Britney’s alignment with Black art, however, has been largely devoid of detractors or backlash. Her reverence for the culture is evident through her work, and its influence on her music has clearly been there not for a moment, but for decades. While “I’m A Slave 4 U” was the first time Spears notably played with modern hip-hop and R&B, it wasn’t the last. In recent years, she’s opted for a more electro-pop sound, but songs like the Ying Yang Twins-assisted “(I Got That) Boom Boom” from 2003’s In The Zone, “Tik Tik Boom” off Britney Jean, released 10 years later, and “Private Show” from 2014’s Glory demonstrate her knack for utilizing historically Black genres without seeming fake or forced. In Slant Magazine’s 2003 review of In The Zone, writer Sal Cinquemani notes that Spears utilizes a “bold mix of hip-hop and dance music, wiping clean the last traces of her bubblegum-pop past.” And of course, she credits her predecessor Janet Jackson, a Black artist with an obvious influence on her career, with the utmost respect. (“I remember seeing her ‘If’ video for the first time, and I was like ‘I wanna be like her,’” she gushed.)
Bumpin’ beats weren’t the only things Britney borrowed during this integral era; Spears was also a 21st century pioneer in dismantling the “good girl” routine in pop music, taking after two of her musical icons. Her collaborator Madonna’s fifth studio album Erotica was at the center of one of her most iconic eras, demonstrating the performer’s exploration of more controversial topics such as homophobia and the then-taboo AIDS crisis. The visual representation of her 1992 LP was materialized in Sex, the coffee table book featuring raw, sexualized imagery, which has been helmed a post-feminist triumph. Janet Jackson’s Control also signaled a stark departure from being seen as the baby of the Jackson family. The 1986 project found Ms. Jackson (if you’re nasty) claiming autonomy over herself and her image, while ushering in a sound and style all her own over funkified Jimmy Jam and Terry Lewis beats.
Thanks to a cutting-edge assist from The Neptunes (who would quickly establish their own lane as a defining sound in early-’00s pop, as well as in the era’s hip-hop), Spears essentially became the poster child for this good-girl-gone-grown pivot in the Digital Age. Not only did her female contemporaries at the time try to keep up with her about-face — most notably Christina Aguilera during her “Dirrty” era in 2002, in which she also enlisted hip-hop acts Redman and Lil Kim — but in the 2010s, when a then-new wave of fresh-faced talent followed Spears’ lead.

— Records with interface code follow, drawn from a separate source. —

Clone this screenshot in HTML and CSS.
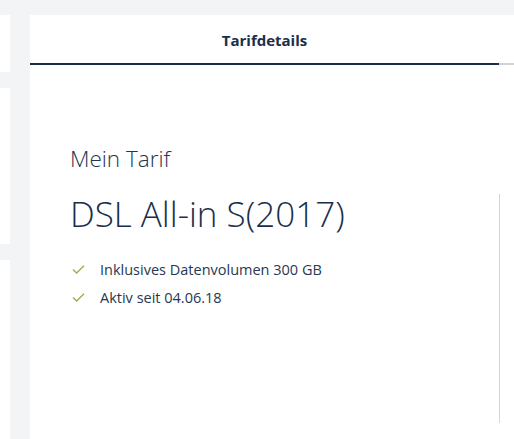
FILE: index.html
```html
<!DOCTYPE html>
<html lang="de">
<head>
    <meta charset="UTF-8">
    <meta name="viewport" content="width=device-width, initial-scale=1.0">
    <title>Tarifdetails</title>
    <link rel="stylesheet" href="styles.css">
</head>
<body>
    <div class="page">
        <!-- Left sidebar (mostly cut off) -->
        <div class="sidebar">
            <div class="side-card side-card-top"></div>
            <div class="side-card side-card-mid"></div>
            <div class="side-card side-card-bottom"></div>
        </div>

        <!-- Main card -->
        <div class="card">
            <div class="tabs">
                <div class="tab active">Tarifdetails</div>
                <div class="tab"></div>
            </div>

            <div class="tariff">
                <div class="tariff-info">
                    <h2 class="tariff-label">Mein Tarif</h2>
                    <h1 class="tariff-name">DSL All-in S(2017)</h1>
                    <ul class="features">
                        <li>
                            <svg class="check" viewBox="0 0 13 9" width="13" height="9">
                                <path d="M1 4.6 L4.6 8 L12 0.8" fill="none" stroke="#94b34a" stroke-width="1.4"/>
                            </svg>
                            Inklusives Datenvolumen 300 GB
                        </li>
                        <li>
                            <svg class="check" viewBox="0 0 13 9" width="13" height="9">
                                <path d="M1 4.6 L4.6 8 L12 0.8" fill="none" stroke="#94b34a" stroke-width="1.4"/>
                            </svg>
                            Aktiv seit 04.06.18
                        </li>
                    </ul>
                </div>
                <div class="tariff-side"></div>
            </div>
        </div>
    </div>
</body>
</html>
```

FILE: styles.css
```css
html, body {
    height: 100%;
}
body {
    margin: 0;
    background-color: #f3f4f6;
    font-family: "Open Sans", "Noto Sans", Arial, sans-serif;
    color: #1a2e4b;
    overflow: hidden;
}
.page {
    display: flex;
    gap: 20px;
    padding-top: 15px;
    height: 100%;
    box-sizing: border-box;
}
.sidebar {
    width: 10px;
    display: flex;
    flex-direction: column;
    gap: 16px;
}
.side-card {
    background: white;
}
.side-card-top {
    height: 57px;
}
.side-card-mid {
    height: 156px;
}
.side-card-bottom {
    flex: 1;
}
.card {
    flex: 1;
    background: white;
    display: flex;
    flex-direction: column;
}
.tabs {
    display: flex;
}
.tab {
    flex: 1;
    padding: 15px 0 13px;
    line-height: 20px;
    height: 20px;
    border-bottom: 2px solid #d3d3d3;
    text-align: center;
    font-size: 15px;
    font-weight: 700;
}
.tab.active {
    flex: 0 0 469px;
    border-bottom-color: #1a2e4b;
}
.tariff {
    display: flex;
    flex: 1;
    padding: 0 0 16px 40px;
}
.tariff-info {
    flex: 1;
    padding-top: 79px;
}
.tariff-label {
    margin: 0;
    font-size: 22.5px;
    font-weight: 300;
    line-height: 30px;
    color: #233650;
}
.tariff-name {
    margin: 20px 0 0;
    font-size: 35px;
    font-weight: 300;
    line-height: 40px;
}
.features {
    list-style: none;
    margin: 21px 0 0;
    padding: 0;
}
.features li {
    display: flex;
    align-items: center;
    height: 28px;
    font-size: 14.5px;
    color: #263952;
}
.check {
    margin: 0 15px 0 2px;
}
.tariff-side {
    width: 14px;
    margin-top: 129px;
    border-left: 1px solid #d6d6d6;
}
```
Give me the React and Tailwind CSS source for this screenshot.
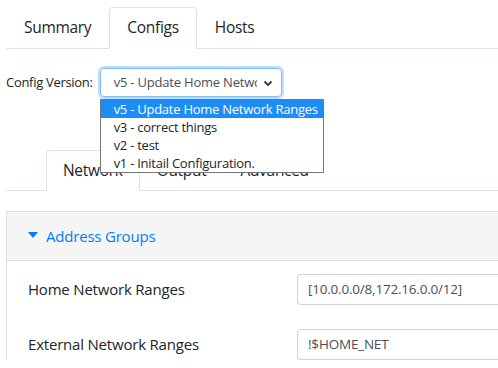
import React from 'react';

const topTabs = ['Summary', 'Configs', 'Hosts'];
const subTabs = ['Network', 'Output', 'Advanced'];
const versions = [
  'v5 - Update Home Network Ranges',
  'v3 - correct things',
  'v2 - test',
  'v1 - Initail Configuration.',
];

const Tabs = ({ items, active, className, tabClass }) => (
  <ul className={`flex border-b border-[#dee2e6] ${className}`}>
    {items.map((t) => (
      <li
        key={t}
        className={`-mb-px flex items-center rounded-t-[4px] border ${tabClass} ${
          t === active
            ? 'border-[#dee2e6] border-b-white bg-white'
            : 'border-transparent'
        }`}
      >
        {t}
      </li>
    ))}
  </ul>
);

const FieldRow = ({ label, value }) => (
  <div className="flex items-center">
    <div className="w-[290px] pl-[21px] text-[15px] tracking-[-0.2px] text-[#212529]">{label}</div>
    <div className="flex-1 h-[31px] border border-[#ced4da] border-r-0 rounded-l-[4px] px-[10px] flex items-center text-[13.5px] tracking-[-0.2px] text-[#495057]">
      {value}
    </div>
  </div>
);

export default function App() {
  return (
    <div className="w-[498px] h-[368px] overflow-hidden bg-white pt-[7px] pl-[6px] font-['Open_Sans',sans-serif] text-[#212529]">
      <Tabs
        items={topTabs}
        active="Configs"
        className=""
        tabClass="h-[42px] px-[17px] text-[15.5px] tracking-[-0.3px]"
      />

      <div className="mt-[19px] flex items-center">
        <span className="text-[13px] tracking-[-0.3px] mr-[7px]">Config Version:</span>
        <div className="relative">
          <div className="w-[182px] h-[29px] border border-[#80bdff] rounded-[4px] shadow-[0_0_0_2px_rgba(0,123,255,0.25)] flex items-center pl-[13px] pr-[8px] text-[13px] text-[#495057] tracking-[-0.2px]">
            <span className="flex-1 overflow-hidden whitespace-nowrap">v5 - Update Home Network Ranges</span>
            <svg width="10" height="10" viewBox="0 0 10 10" className="ml-[6px]">
              <path d="M1.5 3.5 L5 7 L8.5 3.5" fill="none" stroke="#343a40" strokeWidth="1.8" />
            </svg>
          </div>
          <ul className="absolute left-0 top-[31px] z-10 w-[224px] border border-[#767676] bg-white text-[13px] tracking-[-0.25px] text-[#212529] whitespace-nowrap">
            {versions.map((v, i) => (
              <li
                key={v}
                className={`h-[18px] leading-[18px] pl-[13px] ${i === 0 ? 'bg-[#1e8cf5] text-white' : ''}`}
              >
                {v}
              </li>
            ))}
          </ul>
        </div>
      </div>

      <Tabs
        items={subTabs}
        active="Network"
        className="mt-[53px] pl-[40px]"
        tabClass="h-[41px] px-[16px] text-[15.5px] tracking-[-0.3px]"
      />

      <div className="mt-[20px] border-l border-t border-[#dfdfdf]">
        <div className="h-[49px] bg-[#f5f5f5] border-b border-[#dfdfdf] flex items-center pl-[21px] text-[#007bff] text-[15px] tracking-[-0.2px]">
          <svg width="10" height="6" viewBox="0 0 10 6" className="mr-[8px] mt-[-2px]">
            <path d="M0 0 H10 L5 6 Z" fill="#007bff" />
          </svg>
          Address Groups
        </div>
        <div className="pt-[13px] flex flex-col gap-[24px]">
          <FieldRow label="Home Network Ranges" value="[10.0.0.0/8,172.16.0.0/12]" />
          <FieldRow label="External Network Ranges" value="!$HOME_NET" />
        </div>
      </div>
    </div>
  );
}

In her 2013 documentary, Miley: The Movement, Spears is shown during a studio session with Cyrus for their Bangerz collaboration, “SMS (Bangerz).” Cyrus told Spears: “I remember when the ‘[I’m A] Slave 4 U’ video came out, [my dad] shook his head and was like ‘my daughter’s gonna turn into a stripper, I’m scared.’ I wanted to be hot like Britney, and that’s still what girls wanna do in the pop industry.” That same year, Selena Gomez credited Spears’ sound and style for her debut solo album Stars Dance, and even more so for the world tour accompanying the project. “I want [fans] to non-stop dance, because that’s what I grew up watching in the nose bleeds, going to every Britney show,” Gomez told MTV News. “I’m still wanting to learn her dance moves, because they are so epic.” Azealia Banks also praised Spears on Instagram in 2020, calling her “the blueprint.” (“You are the pinnacle of what it means to BE a POP STAR,” she wrote.)

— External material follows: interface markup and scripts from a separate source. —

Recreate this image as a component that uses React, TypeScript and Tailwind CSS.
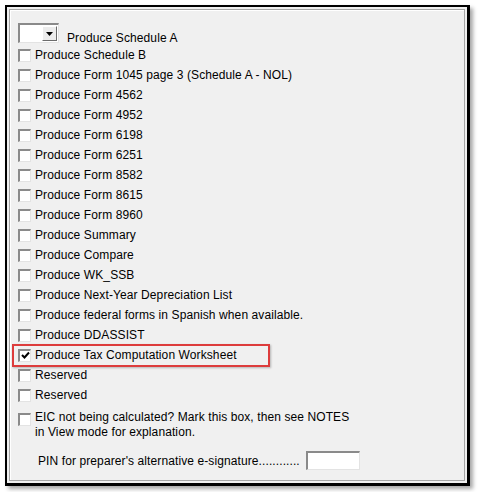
import React from "react";

const rows = [
  "Produce Schedule B",
  "Produce Form 1045 page 3 (Schedule A - NOL)",
  "Produce Form 4562",
  "Produce Form 4952",
  "Produce Form 6198",
  "Produce Form 6251",
  "Produce Form 8582",
  "Produce Form 8615",
  "Produce Form 8960",
  "Produce Summary",
  "Produce Compare",
  "Produce WK_SSB",
  "Produce Next-Year Depreciation List",
  "Produce federal forms in Spanish when available.",
  "Produce DDASSIST",
];

const Checkbox = ({ checked }: { checked?: boolean }) => (
  <div className="w-[13px] h-[13px] shrink-0 bg-white border-t-2 border-l-2 border-t-[#8a8a8a] border-l-[#8a8a8a] border-r border-b border-r-[#e3e3e3] border-b-[#e3e3e3] flex items-center justify-center">
    {checked && (
      <svg width="9" height="9" viewBox="0 0 9 9">
        <path d="M1 4 L3.5 6.5 L8 1.5" stroke="#000" strokeWidth="2" fill="none" />
      </svg>
    )}
  </div>
);

const Row = ({ label }: { label: string }) => (
  <div className="h-5 flex items-center gap-[4px]">
    <Checkbox />
    <span className="tracking-[0.1px]">{label}</span>
  </div>
);

export default function App() {
  return (
    <div
      className="w-[479px] h-[492px] bg-white pl-[5px] pt-[5px] text-[12px] text-black"
      style={{ fontFamily: '"Liberation Sans", Arial, sans-serif' }}
    >
      <div className="w-[465px] h-[481px] bg-[#f0f0f0] border-l-2 border-t-2 border-r-[3px] border-b-[3px] border-black shadow-[3px_3px_4px_rgba(0,0,0,0.35)] p-[2px]">
        <div className="h-full border border-[#a5a5a5] shadow-[inset_1px_1px_0_#ffffff] pl-[8px] pt-[13px]">
          {/* dropdown row */}
          <div className="flex items-end gap-[8px] h-[20px]">
            <div className="w-[41px] h-[20px] bg-white border-t-2 border-l-2 border-t-[#8a8a8a] border-l-[#8a8a8a] border-r border-b border-r-[#e3e3e3] border-b-[#e3e3e3] flex justify-end items-center pr-[1px]">
              <div className="w-[15px] h-[15px] bg-[#ececec] border border-t-white border-l-white border-r-[#6b6b6b] border-b-[#6b6b6b] flex items-center justify-center">
                <svg width="7" height="4" viewBox="0 0 7 4">
                  <path d="M0 0 H7 L3.5 4 Z" fill="#000" />
                </svg>
              </div>
            </div>
            <span className="leading-none mb-[-1px] tracking-[0.1px]">Produce Schedule A</span>
          </div>
          <div className="mt-[2px]">
            {rows.map((r) => (
              <Row key={r} label={r} />
            ))}
            <div className="h-5 flex items-center">
              <div className="ml-[-6px] h-[23px] w-[258px] border-2 border-[#dd3c3c] shadow-[1px_1px_2px_rgba(0,0,0,0.25)] flex items-center gap-[4px] pl-[4px]">
                <Checkbox checked />
                <span className="tracking-[0.1px]">Produce Tax Computation Worksheet</span>
              </div>
            </div>
            <Row label="Reserved" />
            <Row label="Reserved" />
          </div>
          <div className="mt-[5px] flex gap-[4px] items-start">
            <div className="mt-[3px]">
              <Checkbox />
            </div>
            <div className="leading-[15px] tracking-[0.1px]">
              <div>EIC not being calculated? Mark this box, then see NOTES</div>
              <div>in View mode for explanation.</div>
            </div>
          </div>
          <div className="mt-[11px] pl-[20px] flex items-center gap-[6px]">
            <span className="tracking-[0.1px]">PIN for preparer's alternative e-signature............</span>
            <div className="w-[54px] h-[19px] bg-white border-t-2 border-l-2 border-t-[#8a8a8a] border-l-[#8a8a8a] border-r border-b border-r-[#e3e3e3] border-b-[#e3e3e3]" />
          </div>
        </div>
      </div>
    </div>
  );
}
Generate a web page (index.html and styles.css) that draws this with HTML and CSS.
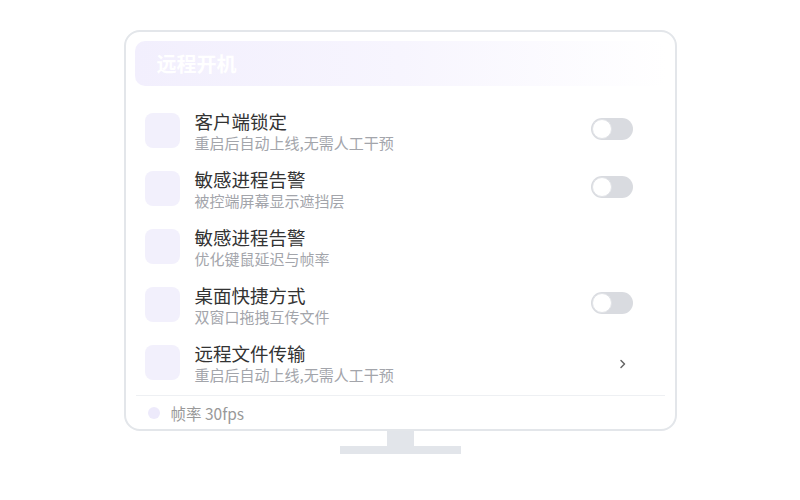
FILE: index.html
```html
<!DOCTYPE html>
<html lang="zh-CN">
<head>
    <meta charset="UTF-8">
    <meta name="viewport" content="width=device-width, initial-scale=1.0">
    <title>远程开机</title>
    <link rel="stylesheet" href="styles.css">
</head>
<body>
    <div class="monitor">
        <div class="screen-header">远程开机</div>

        <div class="row">
            <div class="row-icon"></div>
            <div class="row-text">
                <div class="row-title">客户端锁定</div>
                <div class="row-sub">重启后自动上线,无需人工干预</div>
            </div>
            <div class="row-action"><span class="toggle"></span></div>
        </div>
        <div class="row">
            <div class="row-icon"></div>
            <div class="row-text">
                <div class="row-title">敏感进程告警</div>
                <div class="row-sub">被控端屏幕显示遮挡层</div>
            </div>
            <div class="row-action"><span class="toggle"></span></div>
        </div>
        <div class="row">
            <div class="row-icon"></div>
            <div class="row-text">
                <div class="row-title">敏感进程告警</div>
                <div class="row-sub">优化键鼠延迟与帧率</div>
            </div>
            <div class="row-action"></div>
        </div>
        <div class="row">
            <div class="row-icon"></div>
            <div class="row-text">
                <div class="row-title">桌面快捷方式</div>
                <div class="row-sub">双窗口拖拽互传文件</div>
            </div>
            <div class="row-action"><span class="toggle"></span></div>
        </div>
        <div class="row">
            <div class="row-icon"></div>
            <div class="row-text">
                <div class="row-title">远程文件传输</div>
                <div class="row-sub">重启后自动上线,无需人工干预</div>
            </div>
            <div class="row-action">
                <svg class="chevron" width="8" height="10" viewBox="0 0 8 10">
                    <polyline points="2,1.5 5.5,5 2,8.5" fill="none" stroke="#666" stroke-width="1.5" stroke-linecap="round" stroke-linejoin="round"/>
                </svg>
            </div>
        </div>

        <div class="screen-footer">
            <span class="dot"></span>
            <span>帧率 30fps</span>
        </div>
    </div>
    <div class="stand-neck"></div>
    <div class="stand-base"></div>
</body>
</html>
```

FILE: styles.css
```css
body {
    margin: 0;
    padding-top: 30px;
    background: #fff;
    font-family: "Noto Sans CJK SC", "Noto Sans", sans-serif;
    color: #333;
}
.monitor {
    box-sizing: border-box;
    width: 553px;
    height: 401px;
    margin: 0 auto;
    padding: 9px 9px 0;
    border: 2px solid #e3e6ea;
    border-radius: 16px;
    background: #fff;
}
.screen-header {
    height: 45px;
    padding-left: 22px;
    margin-bottom: 19px;
    border-radius: 10px;
    background: linear-gradient(90deg, #f2effd 0%, #f7f5fe 50%, #ffffff 100%);
    color: #fff;
    font-size: 20px;
    font-weight: 700;
    line-height: 45px;
}
.row {
    display: flex;
    align-items: flex-start;
    height: 58px;
    box-sizing: border-box;
    padding: 8px 0 0 10px;
}
.row-icon {
    width: 35px;
    height: 35px;
    flex-shrink: 0;
    border-radius: 8px;
    background: #f2f0fc;
}
.row-text {
    flex: 1;
    margin: -3px 0 0 15px;
}
.row-title {
    font-size: 18.5px;
    line-height: 22px;
    color: #333;
}
.row-sub {
    font-size: 15px;
    line-height: 22px;
    color: #a3a5ab;
}
.row-action {
    display: flex;
    justify-content: flex-end;
    width: 42px;
    margin: 5px 33px 0 0;
}
.toggle {
    position: relative;
    display: block;
    width: 42px;
    height: 22px;
    border-radius: 11px;
    background: #d9dbe0;
}
.toggle::after {
    content: "";
    position: absolute;
    left: 1px;
    top: 1px;
    width: 18px;
    height: 18px;
    border: 1px solid #e1e3e7;
    border-radius: 50%;
    background: #fff;
}
.chevron {
    display: block;
    margin: 9px 6px 0 0;
}
.screen-footer {
    display: flex;
    align-items: center;
    gap: 11px;
    height: 33px;
    margin: 0 1px;
    padding-left: 12px;
    border-top: 1px solid #eef0f3;
    font-size: 15.5px;
    color: #999;
}
.dot {
    width: 12px;
    height: 12px;
    border-radius: 50%;
    background: #edeafb;
}
.stand-neck {
    width: 27px;
    height: 15px;
    margin: 0 auto;
    background: #e2e5ea;
}
.stand-base {
    width: 121px;
    height: 8px;
    margin: 0 auto;
    background: #e2e5ea;
}
```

Two decades ago, Spears was setting the bar, and appeared to be in control of her sound, image and career. But things have changed in recent years. It was reported in 2008 that she was being placed under conservatorship after a series of high-profile, very public meltdowns; her father, Jamie, and an attorney were put in charge of her finances and aspects of her professional and personal life, such as when she can tour and when she can travel. (Jamie stepped down from some of his conservatorship duties in 2019). In an interview with the Los Angeles Times that same year, Spears’ attorney discussed that she is in fact included in the decision-making process as it pertains to her career. Nevertheless, diehard fans began the social media campaign #FreeBritney to raise awareness of her situation as many believe she is being controlled and manipulated, negatively impacting the progress of her career. The 2021 documentary Framing Britney Spears further brings the details of her conservatorship to the forefront.
Even as speculation swirls surrounding her freedom today and her career appears to be at a standstill, the Britney Spears of 20 years ago still resonates. Despite the song’s title, “I’m A Slave 4 U” signaled a shift, solidifying Spears as an artist who appeared to be in control of her art and destiny as an entertainer, as well as over pop music’s landscape. Given what we know today about the pressure she faced, and what little jurisdiction she appears to have over her life and career, the power she wields in the singles, videos, and performances during her self-titled era hit even harder now than ever before.